The REA and STA welcomes today’s Environmental Audit Committee report ‘Code for Sustainable Homes and the Housing Standards Review’, which criticises the government’s lack of progress and ambition on ensuring all new homes are ‘zero carbon’ by 2016.
The Housing Standards Review suggests ‘amending or removing’ both the Code for Sustainable Homes and the Planning & Energy Act – the two measures supporting renewable energy in new homes.
The REA is cited extensively in the report. REA chief executive Dr Nina Skorupska said: “DCLG must open its eyes to the cost reductions and economic opportunities in new build renewables, from solar panels to wood burners to heat pumps. Building energy efficient homes with their own clean energy supply means lower energy bills for occupants from the day they move in. The costs of on-site renewables are continuing to fall and installing them during construction rather than retrofit makes them even cheaper.
“Local Authorities are enthusiastically making use of the Code for Sustainable Homes and Planning & Energy Act, so they must be maintained until a solution which drives both localism and renewables can be incorporated into the Building Regulations.”

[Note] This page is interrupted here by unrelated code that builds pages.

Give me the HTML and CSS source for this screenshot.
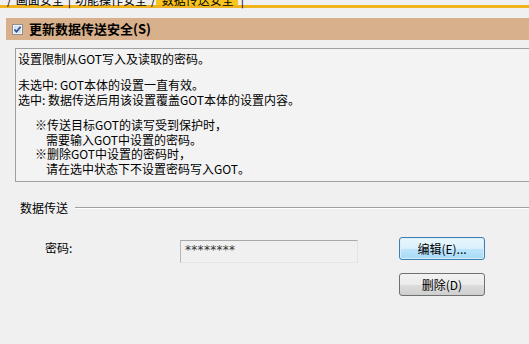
FILE: index.html
```html
<!DOCTYPE html>
<html lang="zh-CN">
<head>
<meta charset="utf-8">
<link rel="stylesheet" href="styles.css">
</head>
<body>
<div class="page">
  <div class="tabs">
    <span class="sep">/</span><span class="tab">画面安全</span><span class="sep">|</span><span class="tab">功能操作安全</span><span class="sep">/</span><span class="tab active">数据传送安全</span><span class="sep">|</span>
  </div>
  <div class="header">
    <svg class="check" width="11" height="11" viewBox="0 0 11 11">
      <rect x="0.5" y="0.5" width="10" height="10" fill="#f4f4f4" stroke="#8f8f8f"/>
      <rect x="2" y="2" width="7" height="7" fill="#cfe3f5"/>
      <path d="M2.5 5.5 L4.5 7.8 L8.6 2.8" fill="none" stroke="#2e4a8c" stroke-width="1.6"/>
    </svg>
    <span class="htext">更新数据传送安全(S)</span>
  </div>
  <div class="desc">
    <p>设置限制从GOT写入及读取的密码。</p>
    <p class="gap">未选中: GOT本体的设置一直有效。<br>选中: 数据传送后用该设置覆盖GOT本体的设置内容。</p>
    <div class="notes gap">
      <p class="note">※传送目标GOT的读写受到保护时，</p>
      <p class="cont">需要输入GOT中设置的密码。</p>
      <p class="note">※删除GOT中设置的密码时，</p>
      <p class="cont">请在选中状态下不设置密码写入GOT。</p>
    </div>
  </div>
  <div class="group">
    <span class="gtitle">数据传送</span><span class="gline"></span>
  </div>
  <div class="row">
    <span class="label">密码:</span>
    <span class="field">********</span>
    <button class="btn focus">编辑(E)...</button>
  </div>
  <div class="row2">
    <button class="btn">删除(D)</button>
  </div>
</div>
</body>
</html>
```
FILE: styles.css
```css
html, body {
  margin: 0;
  padding: 0;
}
body {
  background: #f0f0f0;
  width: 529px;
  height: 344px;
  overflow: hidden;
  font-family: "Noto Sans CJK SC", "Noto Sans", sans-serif;
  font-size: 12px;
  color: #000;
}
.page {
  width: 529px;
  height: 344px;
  overflow: hidden;
}
.tabs {
  margin-top: -6px;
  height: 11px;
  line-height: 12px;
  border-bottom: 3px solid #f0b41e;
  display: flex;
  padding-left: 4px;
  white-space: nowrap;
}
.sep {
  padding: 0 3px;
}
.tab {
  padding: 0 1px;
}
.tab.active {
  background: #f7c51e;
  padding: 0 4px 0 6px;
  margin-left: -3px;
}
.header {
  margin-top: 10px;
  margin-left: 6px;
  height: 22px;
  background: #d8b08b;
  display: flex;
  align-items: center;
  padding-left: 6px;
}
.check {
  display: block;
  margin-top: 1px;
}
.htext {
  margin-left: 6px;
  font-size: 13px;
  font-weight: bold;
  line-height: 16px;
}
.desc {
  margin-top: 8px;
  margin-left: 15px;
  width: 560px;
  border: 1px solid #a0a0a0;
  background: #f3f3f3;
  padding: 2px 0 0 2px;
  box-sizing: border-box;
  height: 134px;
  line-height: 15px;
}
.desc p {
  margin: 0;
}
.gap {
  margin-top: 11px !important;
}
.notes p {
  line-height: 14.5px;
}
.note {
  padding-left: 17px;
}
.cont {
  padding-left: 28px;
}
.group {
  margin-top: 18px;
  margin-left: 20px;
  display: flex;
  align-items: center;
  height: 16px;
  line-height: 16px;
}
.gline {
  flex: 1;
  margin-left: 7px;
  height: 0;
  border-top: 1px solid #a0a0a0;
  border-bottom: 1px solid #fff;
}
.row {
  margin-top: 21px;
  padding-left: 45px;
  display: flex;
  align-items: flex-start;
  height: 26px;
}
.label {
  width: 135px;
  line-height: 16px;
  margin-top: 3px;
}
.field {
  width: 178px;
  height: 23px;
  margin-top: 3px;
  box-sizing: border-box;
  border: 1px solid #c8c8c8;
  border-top-color: #a8a8a8;
  border-left-color: #b8b8b8;
  border-bottom-color: #e4e4e4;
  border-right-color: #e4e4e4;
  background: #f0f0f0;
  color: #333;
  font-family: "DejaVu Sans", sans-serif;
  font-size: 12px;
  line-height: 12px;
  padding: 3px 0 0 4px;
  letter-spacing: 0.3px;
}
.btn {
  width: 86px;
  height: 23px;
  margin: 0;
  padding: 0;
  box-sizing: border-box;
  border: 1px solid #707070;
  border-radius: 3px;
  background: linear-gradient(#f2f2f2 0%, #ebebeb 50%, #dddddd 51%, #cfcfcf 100%);
  font-family: "Noto Sans CJK SC", sans-serif;
  font-size: 12px;
  line-height: 16px;
  color: #000;
}
.btn.focus {
  margin-left: 41px;
  border-color: #3c7fb1;
  background: linear-gradient(#eaf6fd 0%, #d9f0fc 50%, #bee6fd 51%, #a7d9f5 100%);
  box-shadow: inset 0 0 0 1px #d8effb;
}
.row2 {
  margin-top: 10px;
  padding-left: 399px;
}
```
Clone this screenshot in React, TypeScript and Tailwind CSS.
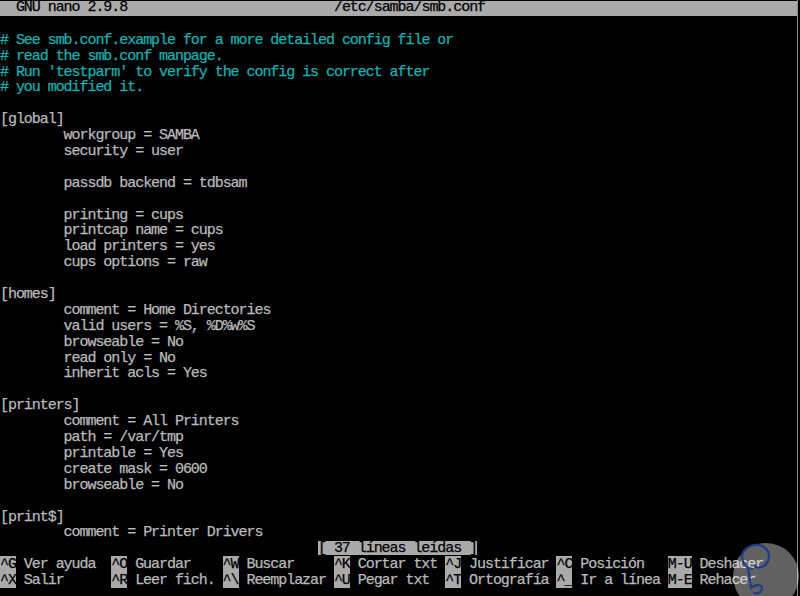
import React from 'react';

type Line = { text: string; comment?: boolean };

const T = '        ';

const lines: Line[] = [
  { text: '' },
  { text: '# See smb.conf.example for a more detailed config file or', comment: true },
  { text: '# read the smb.conf manpage.', comment: true },
  { text: "# Run 'testparm' to verify the config is correct after", comment: true },
  { text: '# you modified it.', comment: true },
  { text: '' },
  { text: '[global]' },
  { text: T + 'workgroup = SAMBA' },
  { text: T + 'security = user' },
  { text: '' },
  { text: T + 'passdb backend = tdbsam' },
  { text: '' },
  { text: T + 'printing = cups' },
  { text: T + 'printcap name = cups' },
  { text: T + 'load printers = yes' },
  { text: T + 'cups options = raw' },
  { text: '' },
  { text: '[homes]' },
  { text: T + 'comment = Home Directories' },
  { text: T + 'valid users = %S, %D%w%S' },
  { text: T + 'browseable = No' },
  { text: T + 'read only = No' },
  { text: T + 'inherit acls = Yes' },
  { text: '' },
  { text: '[printers]' },
  { text: T + 'comment = All Printers' },
  { text: T + 'path = /var/tmp' },
  { text: T + 'printable = Yes' },
  { text: T + 'create mask = 0600' },
  { text: T + 'browseable = No' },
  { text: '' },
  { text: '[print$]' },
  { text: T + 'comment = Printer Drivers' },
];

const shortcuts: [string, string][][] = [
  [
    ['^G', 'Ver ayuda'],
    ['^O', 'Guardar'],
    ['^W', 'Buscar'],
    ['^K', 'Cortar txt'],
    ['^J', 'Justificar'],
    ['^C', 'Posición'],
    ['M-U', 'Deshacer'],
  ],
  [
    ['^X', 'Salir'],
    ['^R', 'Leer fich.'],
    ['^\\', 'Reemplazar'],
    ['^U', 'Pegar txt'],
    ['^T', 'Ortografía'],
    ['^_', 'Ir a línea'],
    ['M-E', 'Rehacer'],
  ],
];

// one terminal row; text sits a little low in its cell like the VGA font
const row = 'h-[15.9px] pt-[2px] leading-[13.9px] whitespace-pre';
const box = 'inline-block h-[15.9px] -mt-[2px] pt-[2px] align-top bg-[#aaaaaa] text-black';

export default function App() {
  return (
    <div className="relative w-[800px] h-[596px] bg-black overflow-hidden flex font-['Liberation_Mono',monospace] text-[15px] tracking-[-1.05px] [-webkit-text-stroke:0.25px]">
      <div className="w-[797px] pt-[1px] flex flex-col">
        {/* title bar */}
        <div className="h-[14.5px] leading-[14.5px] whitespace-pre bg-[#aaaaaa] text-black">
          {'  GNU nano 2.9.8                          /etc/samba/smb.conf'}
        </div>
        <div className="h-[0.4px]" />

        {lines.map((l, i) => (
          <div key={i} className={`${row} ${l.comment ? 'text-[#1ab0b0]' : 'text-[#bababa]'}`}>
            {l.text}
          </div>
        ))}

        {/* status line */}
        <div className="h-[15.9px] flex items-start pt-[1px]">
          <div className="w-[318px] shrink-0" />
          <div className="h-[14px] leading-[15px] whitespace-pre bg-[#aaaaaa] text-black">
            [ 37 líneas leídas ]
          </div>
        </div>

        {shortcuts.map((r, i) => (
          <div key={i} className={`${row} flex`}>
            {r.map(([key, label]) => (
              <div key={key} className="w-[111.3px] shrink-0 whitespace-pre">
                <span className={box}>{key}</span>
                <span className="text-[#bababa]">{' ' + label}</span>
              </div>
            ))}
          </div>
        ))}
      </div>
      <div className="w-px bg-[#8c8c8c]" />
      <div className="w-[2px]" />

      {/* watermark */}
      <svg
        className="absolute left-[730px] top-[536px] pointer-events-none"
        width="70"
        height="60"
        viewBox="730 536 70 60"
      >
        <circle cx="766" cy="576" r="33" fill="#ffffff" fillOpacity="0.38" />
        <path
          d="M752 569 C740 566 738 551 751 546 C763 542 772 551 768 561 C765 568 757 569 755 566"
          fill="none"
          stroke="#1d3c8c"
          strokeWidth="2.2"
          strokeLinecap="round"
        />
        <path
          d="M748 569 C750 576 750 582 751 588 C755 584 763 584 762 589 C761 593 757 594 754 593"
          fill="none"
          stroke="#1d3c8c"
          strokeWidth="2.2"
          strokeLinecap="round"
        />
      </svg>
    </div>
  );
}
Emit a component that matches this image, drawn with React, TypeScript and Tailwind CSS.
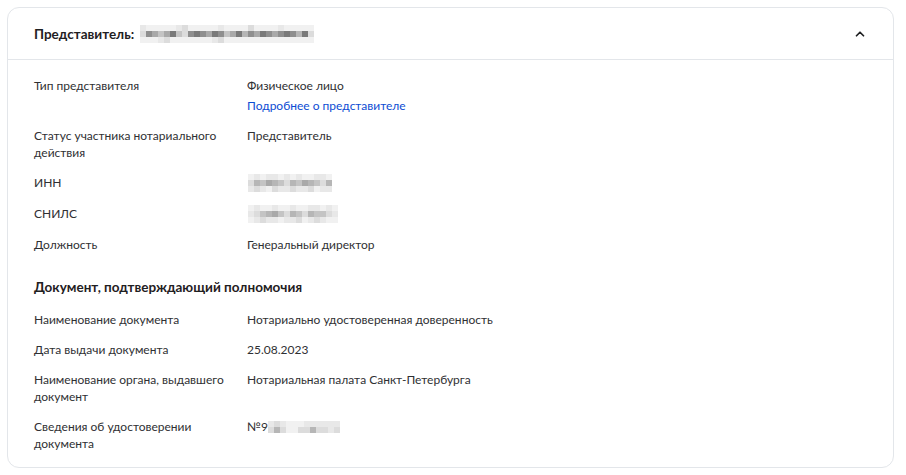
import { ChevronUp } from 'lucide-react';

// deterministic "mosaic" used in place of hidden personal data
const SHADES = ['#f1f1f1', '#dcdcdc', '#c4c4c4', '#a9a9a9', '#8f8f8f', '#7a7a7a', '#e8e8e8', '#b6b6b6'];

function Mosaic({ rows, cell = 6, h = 6 }: { rows: number[][]; cell?: number; h?: number }) {
  return (
    <div className="flex flex-col">
      {rows.map((row, i) => (
        <div key={i} className="flex">
          {row.map((v, j) => (
            <span key={j} style={{ width: cell, height: h, background: SHADES[v] }} />
          ))}
        </div>
      ))}
    </div>
  );
}

const NAME_ROWS = [
  [6, 0, 0, 0, 0, 0, 6, 1, 0, 0, 0, 0, 0, 6, 0, 0, 0, 0, 1, 0, 0, 0, 0, 6, 0, 0, 0, 0, 0],
  [1, 4, 3, 2, 3, 5, 2, 1, 4, 5, 4, 3, 5, 4, 2, 3, 5, 7, 4, 3, 5, 4, 3, 4, 5, 4, 7, 5, 1],
  [0, 0, 0, 6, 1, 0, 0, 0, 0, 0, 0, 0, 6, 1, 0, 0, 0, 0, 0, 0, 0, 0, 0, 0, 0, 0, 0, 0, 0],
];

const INN_ROWS = [
  [0, 6, 0, 6, 6, 0, 6, 0, 6, 0, 0, 6, 6, 0],
  [1, 7, 2, 3, 7, 2, 1, 7, 2, 3, 7, 2, 1, 7],
  [6, 1, 6, 0, 1, 6, 6, 1, 6, 6, 1, 0, 6, 6],
];

const SNILS_ROWS = [
  [0, 6, 0, 0, 6, 0, 0, 6, 0, 0, 6, 6, 0, 6, 0],
  [6, 1, 2, 7, 3, 2, 1, 7, 2, 1, 7, 2, 2, 1, 6],
  [0, 6, 1, 6, 6, 0, 6, 6, 1, 0, 6, 1, 6, 0, 0],
];

const CERT_ROWS = [
  [6, 1, 6, 0, 0, 0, 6, 6, 6, 6, 6, 6],
  [1, 7, 1, 0, 0, 1, 1, 7, 1, 1, 6, 1],
];

function Row({ label, children }: { label: React.ReactNode; children: React.ReactNode }) {
  return (
    <div className="grid grid-cols-[213px_1fr] leading-[17px]">
      <div className="text-[#2f3033] pr-2">{label}</div>
      <div className="text-[#2f3033]">{children}</div>
    </div>
  );
}

export default function App() {
  return (
    <div className="bg-white w-[906px] h-[475px] pt-[7px] pl-[7px] pr-[12px] font-['Lato','Inter',sans-serif] text-[12px] antialiased">
      <div className="border border-[#e3e6ea] rounded-[12px] bg-white">
        {/* header */}
        <div className="h-[52px] flex items-center justify-between pl-[26px] pr-[26px] border-b border-[#e3e6ea]">
          <div className="flex items-center gap-[6px] pt-[1px]">
            <span className="text-[13.5px] font-bold text-[#1f2022]">Представитель:</span>
            <Mosaic rows={NAME_ROWS} />
          </div>
          <ChevronUp size={14} strokeWidth={3} className="text-[#1f2022]" />
        </div>

        {/* body */}
        <div className="pl-[26px] pr-[26px] pt-[17px] pb-[15px] flex flex-col gap-[13px]">
          <Row label="Тип представителя">
            <div>Физическое лицо</div>
            <div className="mt-[3px] text-[#0d4cd3]">Подробнее о представителе</div>
          </Row>
          <Row label={<>Статус участника нотариального<br />действия</>}>Представитель</Row>
          <Row label="ИНН">
            <div className="pl-[1px]">
              <Mosaic rows={INN_ROWS} cell={6} />
            </div>
          </Row>
          <Row label="СНИЛС">
            <div className="pl-[1px]">
              <Mosaic rows={SNILS_ROWS} cell={6} />
            </div>
          </Row>
          <Row label="Должность">Генеральный директор</Row>

          <div className="mt-[12px] mb-[2px] text-[13.5px] font-bold text-[#1f2022] leading-[18px]">
            Документ, подтверждающий полномочия
          </div>

          <Row label="Наименование документа">Нотариально удостоверенная доверенность</Row>
          <Row label="Дата выдачи документа">25.08.2023</Row>
          <Row label={<>Наименование органа, выдавшего<br />документ</>}>
            Нотариальная палата Санкт-Петербурга
          </Row>
          <Row label={<>Сведения об удостоверении<br />документа</>}>
            <div className="flex items-center">
              <span>№9</span>
              <Mosaic rows={CERT_ROWS} cell={6} />
            </div>
          </Row>
        </div>
      </div>
    </div>
  );
}
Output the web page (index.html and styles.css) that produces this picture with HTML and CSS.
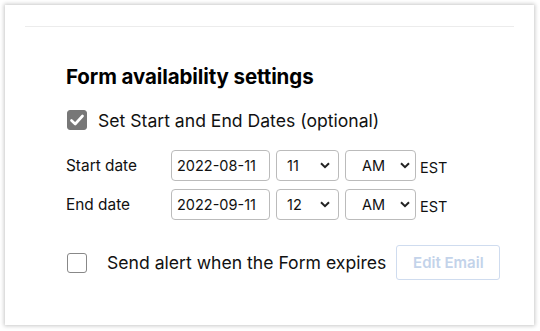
FILE: index.html
```html
<!DOCTYPE html>
<html>
<head>
<meta charset="utf-8">
<link rel="stylesheet" href="styles.css">
</head>
<body>
<div class="card">
  <hr class="rule">
  <section class="settings">
    <h2 class="title">Form availability settings</h2>
    <label class="check-row">
      <span class="box checked">
        <svg width="14" height="12" viewBox="0 0 14 12"><path d="M1.5 6.5 L5.2 10 L12.5 2" fill="none" stroke="#fff" stroke-width="2.6" stroke-linecap="round" stroke-linejoin="round"/></svg>
      </span>
      <span class="check-text">Set Start and End Dates (optional)</span>
    </label>
    <div class="date-grid">
      <div class="date-label">Start date</div>
      <div class="field date">2022-08-11</div>
      <div class="field sel hour"><span>11</span><svg class="chev" width="10" height="7" viewBox="0 0 10 7"><path d="M1 1.2 L5 5.2 L9 1.2" fill="none" stroke="#222" stroke-width="2"/></svg></div>
      <div class="field sel ampm"><span>AM</span><svg class="chev" width="10" height="7" viewBox="0 0 10 7"><path d="M1 1.2 L5 5.2 L9 1.2" fill="none" stroke="#222" stroke-width="2"/></svg></div>
      <div class="tz">EST</div>

      <div class="date-label">End date</div>
      <div class="field date">2022-09-11</div>
      <div class="field sel hour"><span>12</span><svg class="chev" width="10" height="7" viewBox="0 0 10 7"><path d="M1 1.2 L5 5.2 L9 1.2" fill="none" stroke="#222" stroke-width="2"/></svg></div>
      <div class="field sel ampm"><span>AM</span><svg class="chev" width="10" height="7" viewBox="0 0 10 7"><path d="M1 1.2 L5 5.2 L9 1.2" fill="none" stroke="#222" stroke-width="2"/></svg></div>
      <div class="tz">EST</div>
    </div>
    <div class="alert-row">
      <span class="box"></span>
      <span class="alert-text">Send alert when the Form expires</span>
      <button class="edit-btn" disabled>Edit Email</button>
    </div>
  </section>
</div>
</body>
</html>
```
FILE: styles.css
```css
* { box-sizing: border-box; }
html, body { margin: 0; padding: 0; background: #fff; }
body {
  font-family: Inter, "Noto Sans", sans-serif;
  color: #111;
  width: 540px;
  height: 331px;
  padding: 5px 6px 6px 5px;
}
.card {
  width: 529px;
  height: 320px;
  background: #fff;
  box-shadow: 0 0 4px 1px rgba(0,0,0,0.22);
  padding: 21px 20px 0 20px;
}
.rule {
  margin: 0;
  border: 0;
  border-top: 1px solid #ececec;
}
.settings {
  padding: 37px 0 0 41px;
}
.title {
  margin: 0;
  font-size: 20.5px;
  font-weight: 700;
  letter-spacing: -0.1px;
  line-height: 26px;
  color: #000;
}
.check-row {
  display: flex;
  align-items: center;
  margin-top: 19px;
  height: 22px;
}
.box {
  width: 20px;
  height: 20px;
  border: 1.5px solid #888;
  border-radius: 3px;
  display: flex;
  align-items: center;
  justify-content: center;
  margin-left: 1px;
  flex: none;
}
.box.checked {
  background: #777;
  border-color: #777;
}
.check-text {
  margin-left: 11px;
  font-size: 17.6px;
  color: #111;
}
.date-grid {
  display: grid;
  grid-template-columns: 99px 99px 63px 71px auto;
  column-gap: 6px;
  row-gap: 8px;
  align-items: center;
  margin-top: 19px;
}
.date-label {
  font-size: 15.4px;
  color: #111;
}
.field {
  height: 31px;
  border: 1px solid #bbb;
  border-radius: 4px;
  font-size: 14.5px;
  display: flex;
  align-items: center;
  color: #111;
}
.date { padding-left: 5px; }
.sel { justify-content: space-between; }
.hour { padding: 0 8px 0 10px; }
.ampm { padding: 0 5px 0 16px; }
.chev { display: block; }
.tz {
  font-size: 14.5px;
  margin-left: -2px;
  padding-top: 4px;
}
.alert-row {
  display: flex;
  align-items: center;
  margin-top: 25px;
}
.alert-text {
  margin-left: 20px;
  font-size: 17.6px;
  color: #111;
}
.edit-btn {
  margin-left: 10px;
  width: 104px;
  height: 35px;
  border: 1px solid #cfdcef;
  border-radius: 3px;
  background: #fff;
  color: #c3d3ea;
  font-family: inherit;
  font-size: 15px;
  font-weight: 600;
}
```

STA chief executive Paul Barwell said: “The cost of putting solar panels on your roof plummeted by 70 percent between 2011 and 2013, and we expect to see solar hot water systems come down in price by 30 percent as that market develops. Solar is a popular choice for developers as it is easy to install and well understood by the public.
“With conventional energy bills soaring, more and more people are looking to generate their own energy instead of buying from the Big Six. The government must seize this opportunity to lock in low energy bills and low carbon emissions for new homes.”